By this point I realize I’m definitely going to be late for class and I’m not sure if this realization is a defense mechanism in response to dealing with the memories of Ben. I’ve been strolling along, taking in the city and the day, reflecting on how my life has changed and how I’ve ended up exactly where I’m supposed to be, even though it’s not where I thought I would be or where I thought I wanted to be. Now I have to pick up the pace and shut down some of the reflection so I don’t walk in absurdly late.
As I walk down Larimer, hurrying now, I see a couple in their mid to late 40s with three enormous Great Danes. Everyone is stopping to talk with them and pet the dogs. I watch a car stop at a green light to comment on these beautiful creatures. Crossing Speer against the light, I have to hustle to avoid getting hit and I realize that I’m so busy talking to myself about this walk, about my life that I’m not exactly present. I’m just so inside my own head this morning that I’m only attending to events or people that resonant with me. Since I’m not driving cars aren’t really in my realm of consciousness.

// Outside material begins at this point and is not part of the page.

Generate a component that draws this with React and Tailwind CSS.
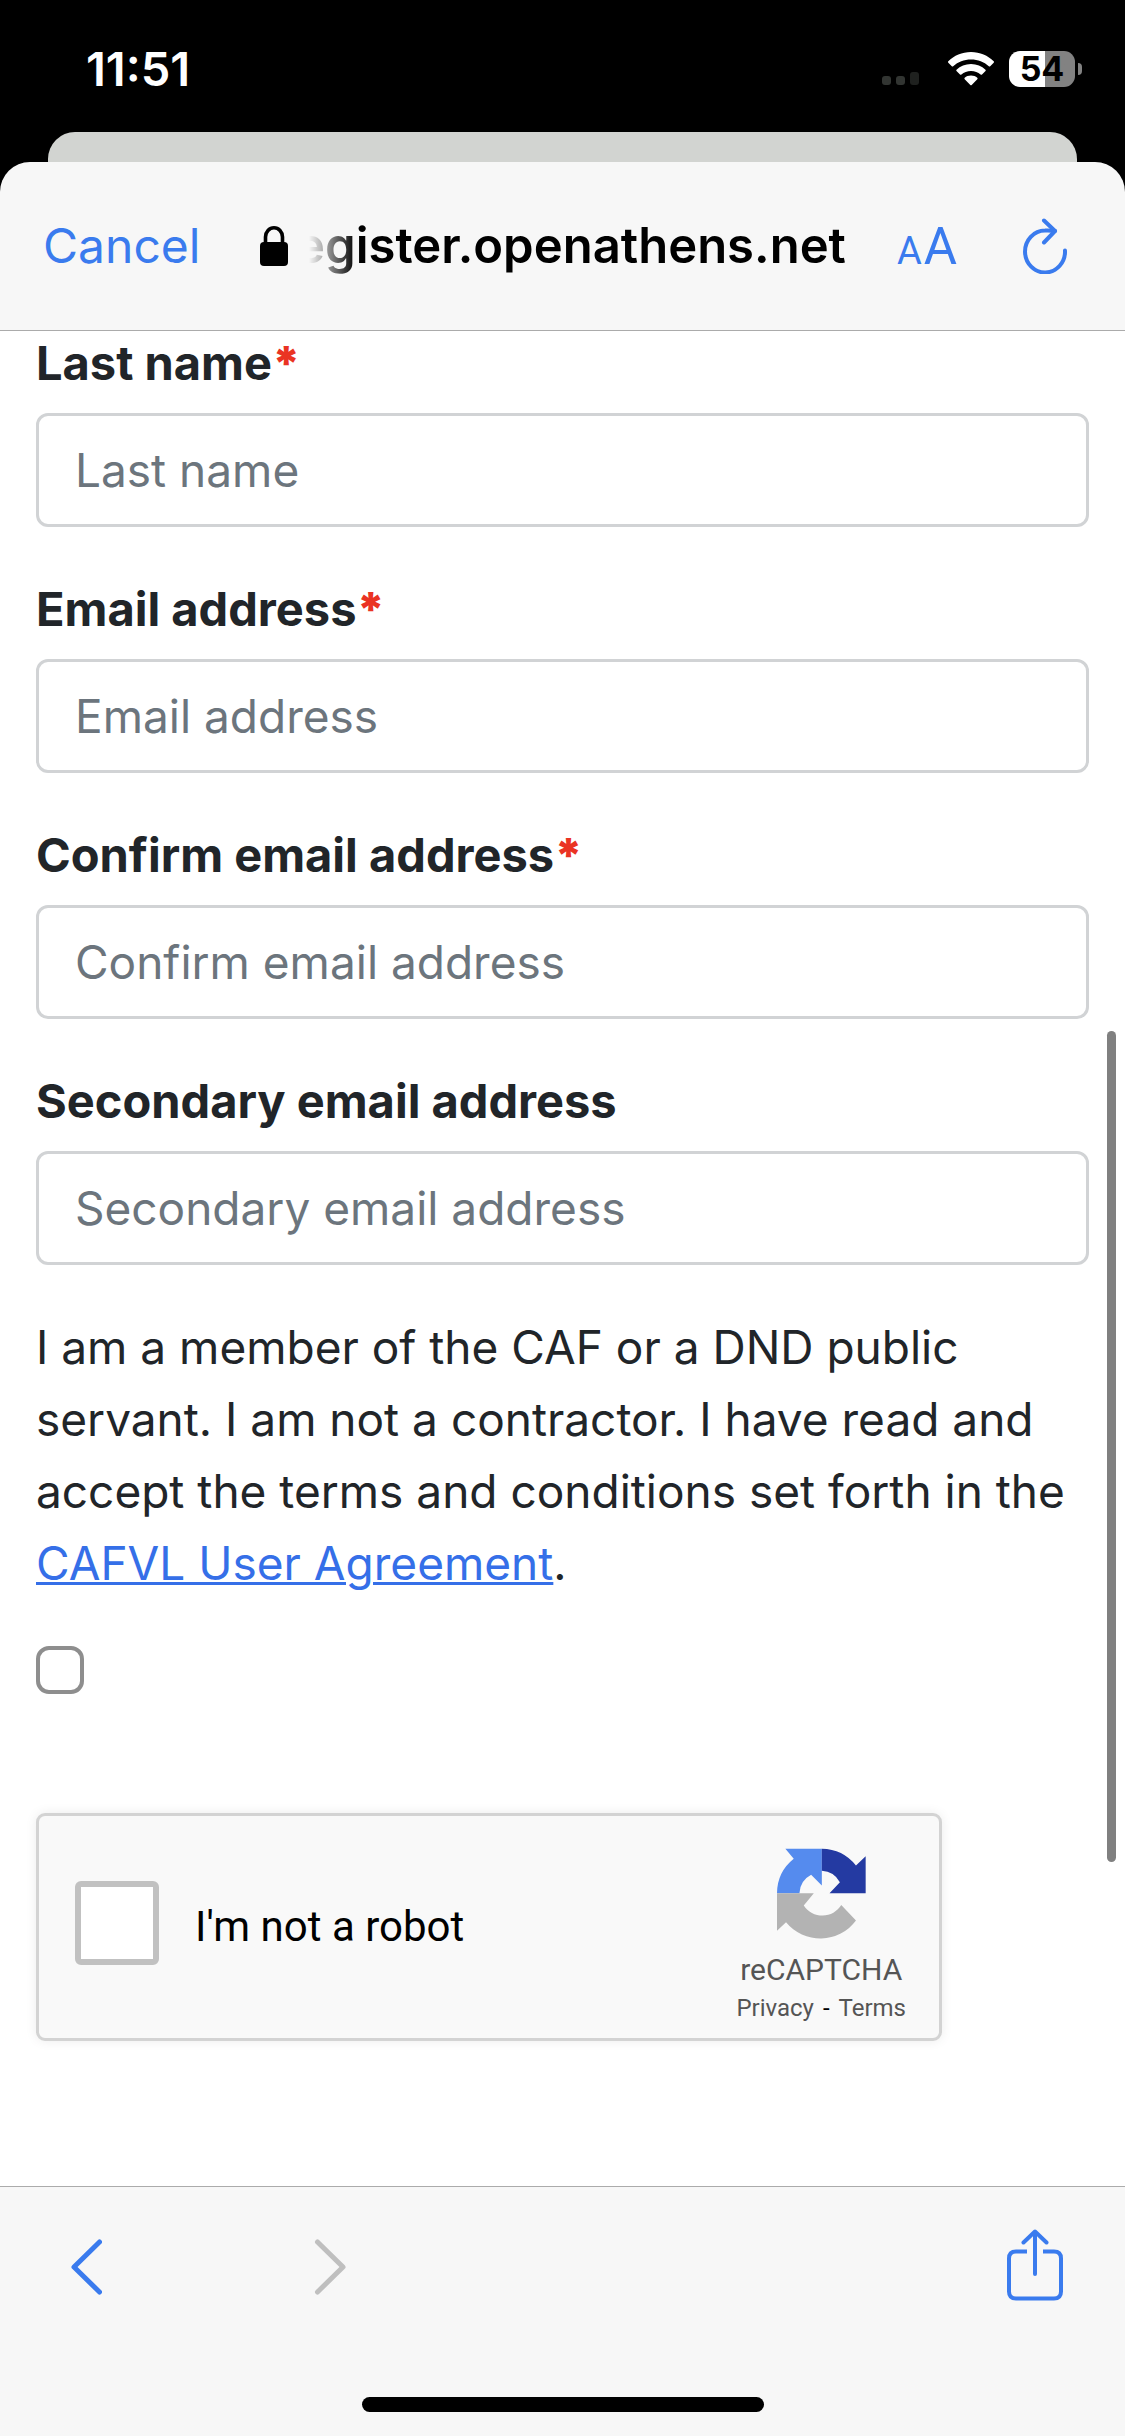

The sidewalk in front of the building is wet and I splash in the shallow standing water. The sound of my shoes and the sprinklers distract me from the reality of actually having to go in, to relinquish this perfect September day and enter a classroom with no windows. Many days I enjoy continuing my education. I love learning the theories and then being able to relate them to my practice in the classroom. But today I just want to stay outside. I want to sit under this cloudless blue sky and watch the sun move the shadows on the ground. I want to hear the breeze move through the trees and feel the warmth of the early fall light on my skin. I take a deep breath, capture the essence in my memory and walk inside.